PartyDAO is best known for PartyBid, a community-based NFT fractionalization trading platform.
US collaborative web3 developer Proof of Learn has announced it’s raised $4.5 million in grants for its multiplayer, ‘learn-to-earn’ game Metacrafters.
The investment came from Polygon Studios, Flow and Solana in terms of grants that will effectively act as rewards for players who complete the game on those specific blockchains.
Players pay to ‘play’ and learn via Metacrafters but then earn back their tuition fee plus grant rewards when they complete their course. Successfully completing a course will also get users a Proof of Learn NFT.
Proof of Learn previously announced a $16.7 million seed round earlier in 2022.
US-based Superpower Squad — it’s a mobile twin sticks shooter — has announced an investment led by KuCoin Labs with participation from Ankr and Everest Ventures Group. The size of the investment was not disclosed but Superpower Squad’s valuation is said to be $50 million.

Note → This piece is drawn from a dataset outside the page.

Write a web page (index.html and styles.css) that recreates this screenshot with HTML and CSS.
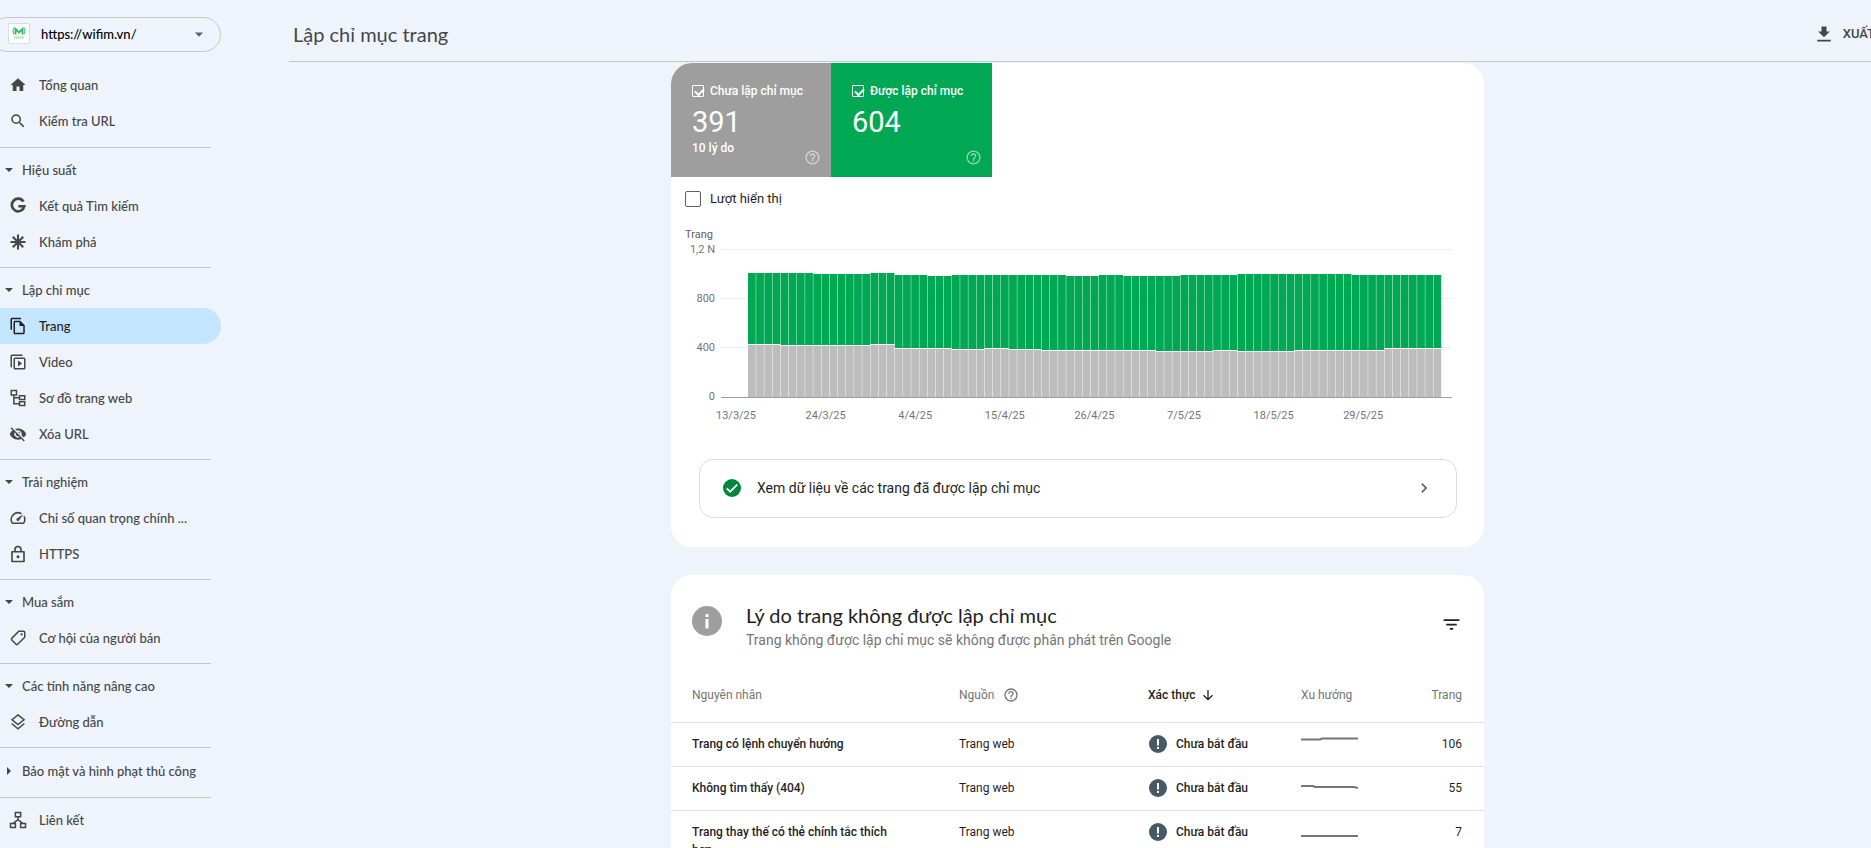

The game is currently available for testing on Android via APK with iOS expected soon.
Partnership news
OnChain Studios — the company behind the Cryptoys NFT platform — has announced a global, multi-year deal with Mattel.
The deal will see as-yet unspecified Mattel IP — although described as “some of the company’s most beloved and iconic brands and characters” — entering the Cryptoys’ interactive universe, which runs on the Flow blockchain.
Cryptoys’ first NFTs are expected to drop this summer.